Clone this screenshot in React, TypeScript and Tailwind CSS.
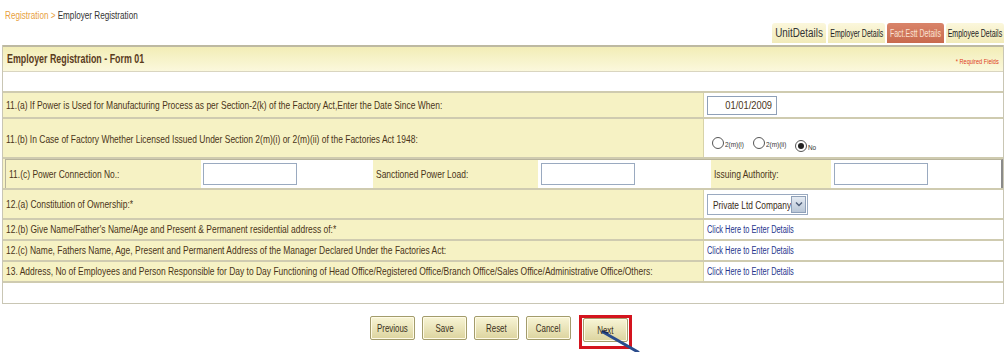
import React from 'react';

const FONT = { fontFamily: '"Liberation Sans Narrow", "Liberation Sans", Arial, sans-serif' };

const LINK_ROWS = [
  '12.(b) Give Name/Father\'s Name/Age and Present & Permanent residential address of:*',
  '12.(c) Name, Fathers Name, Age, Present and Permanent Address of the Manager Declared Under the Factories Act:',
  '13. Address, No of Employees and Person Responsible for Day to Day Functioning of Head Office/Registered Office/Branch Office/Sales Office/Administrative Office/Others:',
];

const TABS = [
  { label: 'UnitDetails', w: 'w-[54px]', big: true },
  { label: 'Employer Details', w: 'w-[57px]' },
  { label: 'Fact.Estt Details', w: 'w-[57px]', active: true },
  { label: 'Employee Details', w: 'w-[58px]' },
];

// the source page uses a condensed face; squeeze Liberation Sans to match
function Label({ children }: { children: React.ReactNode }) {
  return <span className="inline-block whitespace-nowrap origin-left scale-x-[0.77] text-[11px]">{children}</span>;
}

function Radio({ checked, label }: { checked?: boolean; label: string }) {
  return (
    <span className="inline-flex items-end mr-[4px]">
      <span className="w-[12px] h-[12px] rounded-full border border-[#555] bg-white flex items-center justify-center">
        {checked && <span className="w-[6px] h-[6px] rounded-full bg-[#222]" />}
      </span>
      <span className="inline-block whitespace-nowrap origin-left scale-x-[0.8] text-[8px] leading-none text-[#333] ml-[1px]">{label}</span>
    </span>
  );
}

function Btn({ label }: { label: string }) {
  return (
    <button className="h-[24px] w-[45px] flex items-center justify-center border border-[#a39c6c] rounded-[2px] bg-gradient-to-b from-[#f8f5d6] to-[#dcd49e] text-[#3a3020] shadow-[inset_0_0_0_1px_#fffbe6]">
      <span className="inline-block whitespace-nowrap scale-x-[0.72] text-[11px]">{label}</span>
    </button>
  );
}

export default function App() {
  return (
    <div className="w-[1006px] h-[352px] bg-white relative overflow-hidden text-[#4a3418]" style={FONT}>
      {/* Breadcrumb */}
      <div className="h-[20px] pl-[5px] pt-[2px]">
        <span className="inline-block whitespace-nowrap origin-left scale-x-[0.74] text-[11px]">
          <span className="text-[#e8a040]">Registration</span>
          <span className="text-[#e8a040] mx-[3px]">&gt;</span>
          <span className="text-[#333]">Employer Registration</span>
        </span>
      </div>

      {/* Tabs */}
      <div className="flex justify-end gap-[2px] pr-[2px] h-[22px] mt-[3px]">
        {TABS.map((t) => (
          <div
            key={t.label}
            className={`${t.w} h-[20px] flex items-center justify-center rounded-t-[3px] ${
              t.active
                ? 'bg-gradient-to-b from-[#d9846a] to-[#c86a4e] text-[#fbe2d4]'
                : t.big
                ? 'bg-gradient-to-b from-[#fbf7dc] to-[#f1eab8] text-[#333]'
                : 'bg-gradient-to-b from-[#fbf7dc] to-[#f1eab8] text-[#222]'
            }`}
          >
            {t.big ? (
              <span className="inline-block whitespace-nowrap scale-x-[0.82] text-[12px]">{t.label}</span>
            ) : (
              <span className="inline-block whitespace-nowrap scale-x-[0.7] text-[10px]">{t.label}</span>
            )}
          </div>
        ))}
      </div>

      {/* Form box */}
      <div className="mx-[2px] border-x border-b border-[#c9c6b4]">
        <div className="h-[26px] flex items-center justify-between px-[4px] border-t-2 border-[#bdb9a2] bg-gradient-to-b from-[#f2edb6] to-[#fbf8dc]">
          <span className="inline-block whitespace-nowrap origin-left scale-x-[0.74] font-bold text-[12px] text-[#5a3b1c]">
            Employer Registration - Form 01
          </span>
          <span className="inline-block whitespace-nowrap origin-right scale-x-[0.8] text-[7px] text-[#e03a1a] mt-[6px]">
            * Required Fields
          </span>
        </div>
        <div className="h-[20px] border-t border-[#d9d5c0]" />

        {/* 11(a) */}
        <div className="flex h-[26px] border-t-2 border-[#cfcbb0]">
          <div className="w-[701px] bg-[#f6f2c4] flex items-center pl-[3px] border-r border-[#d8d3a8]">
            <Label>11.(a) If Power is Used for Manufacturing Process as per Section-2(k) of the Factory Act,Enter the Date Since When:</Label>
          </div>
          <div className="flex-1 flex items-center pl-[3px]">
            <div className="w-[70px] h-[19px] border border-[#8fa0b8] flex items-center justify-end pr-[4px]">
              <span className="inline-block whitespace-nowrap origin-right scale-x-[0.85] text-[11px]">01/01/2009</span>
            </div>
          </div>
        </div>

        {/* 11(b) */}
        <div className="flex h-[40px] border-t-2 border-[#cfcbb0]">
          <div className="w-[701px] bg-[#f6f2c4] pl-[3px] pt-[7px] border-r border-[#d8d3a8]">
            <Label>11.(b) In Case of Factory Whether Licensed Issued Under Section 2(m)(i) or 2(m)(ii) of the Factories Act 1948:</Label>
          </div>
          <div className="flex-1 pl-[8px] pt-[13px]">
            <Radio label="2(m)(i)" />
            <Radio label="2(m)(ii)" />
            <Radio checked label="No" />
          </div>
        </div>

        {/* 11(c) */}
        <div className="border-t-2 border-[#cfcbb0] bg-[#f6f2c4] pl-[2px]">
          <div className="flex h-[29px] border-l border-r-2 border-t border-[#b8b49c] border-r-[#8a8a8a]">
            <div className="w-[195px] bg-[#f6f2c4] flex items-center pl-[3px]">
              <Label>11.(c) Power Connection No.:</Label>
            </div>
            <div className="w-[172px] bg-white flex items-center pl-[2px]">
              <div className="w-[94px] h-[22px] border border-[#9aaac0]" />
            </div>
            <div className="w-[165px] bg-[#f6f2c4] flex items-center pl-[3px]">
              <Label>Sanctioned Power Load:</Label>
            </div>
            <div className="w-[173px] bg-white flex items-center pl-[3px]">
              <div className="w-[94px] h-[22px] border border-[#9aaac0]" />
            </div>
            <div className="w-[120px] bg-[#f6f2c4] flex items-center pl-[3px]">
              <Label>Issuing Authority:</Label>
            </div>
            <div className="flex-1 bg-white flex items-center pl-[3px]">
              <div className="w-[94px] h-[22px] border border-[#9aaac0]" />
            </div>
          </div>
        </div>

        {/* 12(a) */}
        <div className="flex h-[30px] border-t-2 border-[#cfcbb0]">
          <div className="w-[701px] bg-[#f6f2c4] flex items-center pl-[3px] border-r border-[#d8d3a8]">
            <Label>12.(a) Constitution of Ownership:*</Label>
          </div>
          <div className="flex-1 flex items-center pl-[3px]">
            <div className="w-[101px] h-[21px] border border-[#9aaac0] flex items-center">
              <span className="flex-1 pl-[5px] overflow-hidden">
                <span className="inline-block whitespace-nowrap origin-left scale-x-[0.76] text-[11px] text-[#3a2a18]">Private Ltd Company</span>
              </span>
              <span className="w-[15px] h-[17px] mr-[1px] bg-gradient-to-b from-[#e4eaf2] to-[#b9c6d6] border border-[#8fa0b8] flex items-center justify-center">
                <svg width="8" height="6" viewBox="0 0 8 6">
                  <path d="M1 1.5 L4 4.5 L7 1.5" fill="none" stroke="#4d5d78" strokeWidth="1.4" />
                </svg>
              </span>
            </div>
          </div>
        </div>

        {LINK_ROWS.map((t, i) => (
          <div key={i} className="flex h-[21px] border-t-2 border-[#cfcbb0]">
            <div className="w-[701px] bg-[#f6f2c4] flex items-center pl-[3px] border-r border-[#d8d3a8]">
              <Label>{t}</Label>
            </div>
            <div className="flex-1 flex items-center pl-[3px] text-[#26348c]">
              <span className="inline-block whitespace-nowrap origin-left scale-x-[0.74] text-[10px]">Click Here to Enter Details</span>
            </div>
          </div>
        ))}

        <div className="h-[22px] border-t-2 border-[#cfcbb0]" />
      </div>

      {/* Buttons */}
      <div className="flex justify-center items-start gap-[7px] mt-[12px] pr-[4px]">
        <Btn label="Previous" />
        <Btn label="Save" />
        <Btn label="Reset" />
        <Btn label="Cancel" />
        <div className="border-[3px] border-[#d4141e] px-[1px] pb-[4px] -mt-[1px] ml-[1px]">
          <Btn label="Next" />
        </div>
      </div>

      {/* Pen cursor annotation */}
      <svg className="absolute left-[600px] top-[328px]" width="42" height="24" viewBox="0 0 42 24">
        <path d="M3 4 L38 24" stroke="#2a4c8c" strokeWidth="3" strokeLinecap="round" />
        <path d="M2 3 L8 5" stroke="#1a2a5a" strokeWidth="1.5" />
      </svg>
    </div>
  );
}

============

### YOUR TASK
Working from the listing above, pick out every line that has "React" and copy it.

### RESPONSE TO THIS EXERCISE
Clone this screenshot in React, TypeScript and Tailwind CSS.
import React from 'react';
function Label({ children }: { children: React.ReactNode }) {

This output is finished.